A Random Walk Down Wall Street (2015 11 ed, but an 2019 ed. is upcoming). p. 105 Middle.
$\color{red}{\text{Markets can be highly efficient even if they make errors.}}$ Some are doozies, as when Internet stocks in the early 2000s appeared to discount not only the future but the hereafter. How could it be otherwise? Stock valuations depend upon estimations of the earning power of companies many years into the future. Such forecasts are invariably incorrect. Moreover, investment risk is never clearly perceived, so the appropriate rate at which the future should be discounted is never certain. Thus, market prices must always be wrong to some extent. But at any particular time, it is not obvious to anyone whether they are too high or too low. The evidence I will present next shows that professional investors are not able to adjust their portfolios so that they hold only “undervalued” stocks and avoid “overvalued” ones. The fact that the best and the brightest on Wall Street cannot consistently distinguish correct valuations from incorrect ones shows how hard it is to beat the market.
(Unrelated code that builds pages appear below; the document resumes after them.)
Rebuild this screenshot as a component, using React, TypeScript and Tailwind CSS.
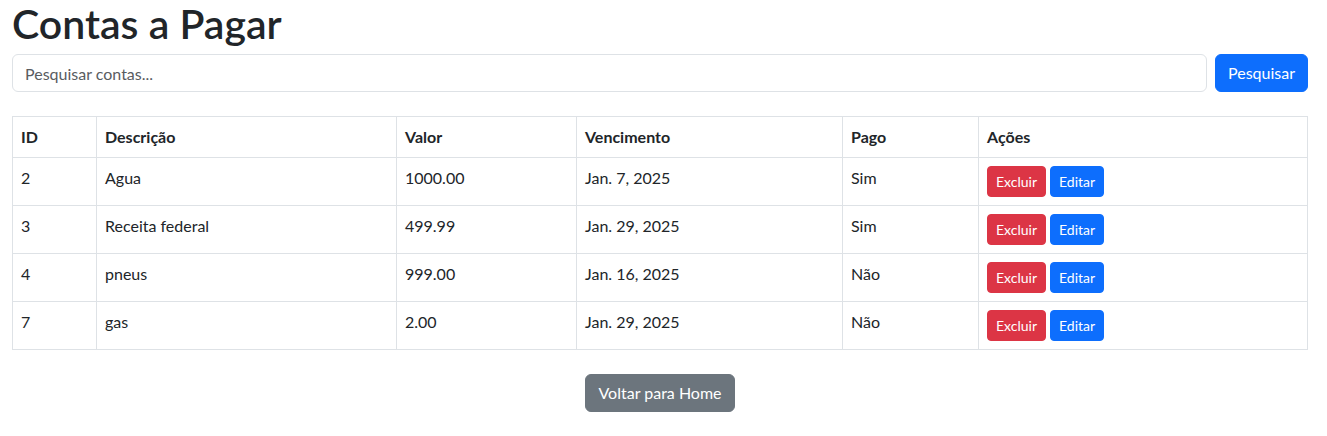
import React from 'react';

interface Conta {
  id: number;
  descricao: string;
  valor: string;
  vencimento: string;
  pago: boolean;
}

const contas: Conta[] = [
  { id: 2, descricao: 'Agua', valor: '1000.00', vencimento: 'Jan. 7, 2025', pago: true },
  { id: 3, descricao: 'Receita federal', valor: '499.99', vencimento: 'Jan. 29, 2025', pago: true },
  { id: 4, descricao: 'pneus', valor: '999.00', vencimento: 'Jan. 16, 2025', pago: false },
  { id: 7, descricao: 'gas', valor: '2.00', vencimento: 'Jan. 29, 2025', pago: false },
];

const th = 'border border-[#dee2e6] px-2 py-2 text-left align-top font-bold leading-6';
const td = 'border border-[#dee2e6] px-2 py-2 text-left align-top leading-6';

const App: React.FC = () => {
  return (
    <div className="min-h-[436px] bg-white pl-3 pr-[19px] text-[16px] text-[#212529] font-['Lato',_'Noto_Sans',_sans-serif]">
      {/* Title */}
      <h1 className="text-[41px] font-semibold leading-[48px] mb-[6px]">Contas a Pagar</h1>

      {/* Search */}
      <form className="flex gap-2" onSubmit={(e) => e.preventDefault()}>
        <input
          type="text"
          placeholder="Pesquisar contas..."
          className="flex-1 h-[38px] px-3 border border-[#dee2e6] rounded-md text-[16px] leading-6 placeholder:text-[#595c5f] outline-none"
        />
        <button
          type="submit"
          className="h-[38px] px-3 rounded-md bg-[#0d6efd] border border-[#0d6efd] text-white leading-6"
        >
          Pesquisar
        </button>
      </form>

      {/* Table */}
      <table className="mt-6 w-full border-collapse table-fixed">
        <colgroup>
          <col className="w-[84px]" />
          <col className="w-[300px]" />
          <col className="w-[180px]" />
          <col className="w-[266px]" />
          <col className="w-[136px]" />
          <col />
        </colgroup>
        <thead>
          <tr>
            <th className={th}>ID</th>
            <th className={th}>Descrição</th>
            <th className={th}>Valor</th>
            <th className={th}>Vencimento</th>
            <th className={th}>Pago</th>
            <th className={th}>Ações</th>
          </tr>
        </thead>
        <tbody>
          {contas.map((c) => (
            <tr key={c.id}>
              <td className={td}>{c.id}</td>
              <td className={td}>{c.descricao}</td>
              <td className={td}>{c.valor}</td>
              <td className={td}>{c.vencimento}</td>
              <td className={td}>{c.pago ? 'Sim' : 'Não'}</td>
              <td className={td}>
                <div className="flex gap-1">
                  <button className="h-[31px] px-2 rounded bg-[#dc3545] border border-[#dc3545] text-white text-[14px] leading-[21px]">
                    Excluir
                  </button>
                  <button className="h-[31px] px-2 rounded bg-[#0d6efd] border border-[#0d6efd] text-white text-[14px] leading-[21px]">
                    Editar
                  </button>
                </div>
              </td>
            </tr>
          ))}
        </tbody>
      </table>

      {/* Back */}
      <div className="flex justify-center mt-6">
        <button className="h-[38px] px-3 rounded-md bg-[#6c757d] border border-[#6c757d] text-white leading-6">
          Voltar para Home
        </button>
      </div>
    </div>
  );
};

export default App;
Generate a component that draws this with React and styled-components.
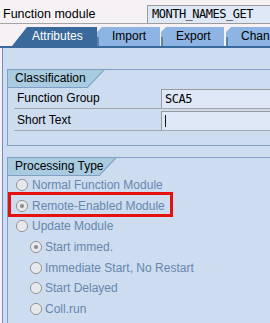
import React from 'react';
import styled, { createGlobalStyle } from 'styled-components';

const Global = createGlobalStyle`
  html, body {
    margin: 0;
    padding: 0;
    background: #f5f1f5;
    overflow: hidden;
  }
  body {
    font-family: "Liberation Sans", Arial, sans-serif;
    font-size: 12px;
    color: #000;
  }
`;

const Page = styled.div`
  width: 270px;
  height: 323px;
  overflow: hidden;
  display: flex;
  flex-direction: column;
`;

const TopBar = styled.div`
  display: flex;
  height: 24px;
  flex-shrink: 0;
`;

const TopLabel = styled.div`
  width: 147px;
  height: 24px;
  box-sizing: border-box;
  padding: 7px 0 0 3px;
  line-height: 15px;
  font-size: 12.5px;
  border-bottom: 1px solid #a5a5a5;
  white-space: nowrap;
  flex-shrink: 0;
`;

const MonoField = styled.div`
  flex: 1;
  min-width: 160px;
  height: 19px;
  margin-top: 5px;
  box-sizing: border-box;
  border: 1px solid #9b9b9b;
  border-right: none;
  background: #dfe8f6;
  padding-left: ${({ $pad }) => $pad || 3}px;
  font-family: "DejaVu Sans Mono", "Liberation Mono", monospace;
  font-size: 12px;
  letter-spacing: -0.5px;
  line-height: 17px;
  white-space: nowrap;
  display: flex;
  align-items: center;
`;

const TabStrip = styled.div`
  display: flex;
  align-items: flex-end;
  height: 22px;
  padding-left: 12px;
  flex-shrink: 0;
  overflow: hidden;
`;

const ActiveTab = styled.div`
  width: 85px;
  height: 19px;
  box-sizing: border-box;
  padding-left: 20px;
  line-height: 19px;
  background: #3a6a9c;
  color: #fff;
  clip-path: polygon(15px 0, 100% 0, 100% 100%, 0 100%);
  flex-shrink: 0;
`;

const Tab = styled.div`
  position: relative;
  width: ${({ $w }) => $w}px;
  height: 19px;
  margin-left: ${({ $gap }) => $gap}px;
  box-sizing: border-box;
  padding-left: 15px;
  line-height: 19px;
  background: #8db4e2;
  clip-path: polygon(5px 0, 100% 0, 100% 100%, 0 100%, 0 5px);
  flex-shrink: 0;
  white-space: nowrap;
  &::before {
    content: '';
    position: absolute;
    left: 0;
    bottom: 0;
    width: 2px;
    height: 9px;
    background: #5b82ad;
  }
`;

const TabLine = styled.div`
  height: 2px;
  background: #3a6a9c;
  flex-shrink: 0;
`;

const Panel = styled.div`
  flex: 1;
  margin-left: 2px;
  border-left: 1px solid #6b8fbf;
  background: #cddcef;
  padding: 21px 0 0 4px;
`;

const Group = styled.div`
  width: 320px;
  border: 1px solid #7f9fc4;
  padding-bottom: ${({ $pb }) => $pb}px;
  margin-bottom: 11px;
`;

const HeaderOuter = styled.div`
  display: inline-block;
  background: #7f9fc4;
  padding-bottom: 1px;
  clip-path: polygon(0 0, 100% 0, calc(100% - 17px) 100%, 0 100%);
`;

const HeaderInner = styled.div`
  height: 17px;
  line-height: 17px;
  padding: 0 ${({ $pr }) => $pr}px 0 7px;
  background: #a8cbe0;
  clip-path: polygon(0 0, calc(100% - 1.5px) 0, calc(100% - 17.5px) 100%, 0 100%);
  white-space: nowrap;
`;

const FieldRow = styled.div`
  display: flex;
  height: 20px;
  margin-left: 6px;
  margin-top: ${({ $mt }) => $mt || 0}px;
  border-bottom: 1px solid #a3a7ab;
`;

const FieldLabel = styled.div`
  width: 147px;
  padding-left: 3px;
  box-sizing: border-box;
  line-height: 20px;
  flex-shrink: 0;
`;

const FieldInput = styled(MonoField)`
  margin-top: 1px;
  height: 19px;
  border-bottom: none;
  background: #dde7f6;
`;

const Cursor = styled.span`
  display: inline-block;
  width: 1px;
  height: 12px;
  background: #111;
`;

const RadioList = styled.div`
  margin-top: -1px;
  padding-left: 8px;
`;

const RadioRow = styled.div`
  position: relative;
  display: flex;
  align-items: center;
  gap: ${({ $sub }) => ($sub ? 3 : 4)}px;
  height: 20.6px;
  padding-left: ${({ $sub }) => ($sub ? 14 : 0)}px;
  color: #6787b0;
  white-space: nowrap;
`;

const Radio = styled.span`
  position: relative;
  width: 12px;
  height: 12px;
  box-sizing: border-box;
  border-radius: 50%;
  border: 1px solid #8d8d8d;
  background: radial-gradient(circle, #e6e8ec 55%, #fbfbfb 70%);
  flex-shrink: 0;
  &::after {
    content: '';
    display: ${({ $on }) => ($on ? 'block' : 'none')};
    position: absolute;
    left: 3px;
    top: 3px;
    width: 4px;
    height: 4px;
    border-radius: 50%;
    background: #8a8a8a;
  }
`;

const Highlight = styled.div`
  position: absolute;
  left: -8px;
  top: -4px;
  width: 165px;
  height: 25px;
  box-sizing: border-box;
  border: 3px solid #e51010;
  pointer-events: none;
`;

const radios = [
  { label: 'Normal Function Module' },
  { label: 'Remote-Enabled Module', on: true, mark: true },
  { label: 'Update Module' },
  { label: 'Start immed.', on: true, sub: true },
  { label: 'Immediate Start, No Restart', sub: true },
  { label: 'Start Delayed', sub: true },
  { label: 'Coll.run', sub: true },
];

export default function App() {
  return (
    <Page>
      <Global />
      <TopBar>
        <TopLabel>Function module</TopLabel>
        <MonoField $pad={4}>MONTH_NAMES_GET</MonoField>
      </TopBar>
      <TabStrip>
        <ActiveTab>Attributes</ActiveTab>
        <Tab $w={63} $gap={0}>Import</Tab>
        <Tab $w={63} $gap={1}>Export</Tab>
        <Tab $w={80} $gap={2}>Changing</Tab>
      </TabStrip>
      <TabLine />
      <Panel>
        <Group $pb={14}>
          <HeaderOuter>
            <HeaderInner $pr={19}>Classification</HeaderInner>
          </HeaderOuter>
          <FieldRow>
            <FieldLabel>Function Group</FieldLabel>
            <FieldInput>SCA5</FieldInput>
          </FieldRow>
          <FieldRow $mt={1}>
            <FieldLabel>Short Text</FieldLabel>
            <FieldInput>
              <Cursor />
            </FieldInput>
          </FieldRow>
        </Group>
        <Group $pb={40}>
          <HeaderOuter>
            <HeaderInner $pr={13}>Processing Type</HeaderInner>
          </HeaderOuter>
          <RadioList>
            {radios.map((r) => (
              <RadioRow key={r.label} $sub={r.sub}>
                {r.mark && <Highlight />}
                <Radio $on={r.on} />
                {r.label}
              </RadioRow>
            ))}
          </RadioList>
        </Group>
      </Panel>
    </Page>
  );
}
There is no evidence that anyone can generate excess returns by making consistently correct bets against the collective wisdom of the market. Markets are not always or even usually correct. But NO ONE PERSON OR INSTITUTION CONSISTENTLY KNOWS MORE THAN THE MARKET. [I bolded]
Can someone please distinguish more clearly how $\color{red}{\text{'[m]arkets can be highly efficient even if they make errors'}}$? I don’t understand the differences between market efficiency and price correctness.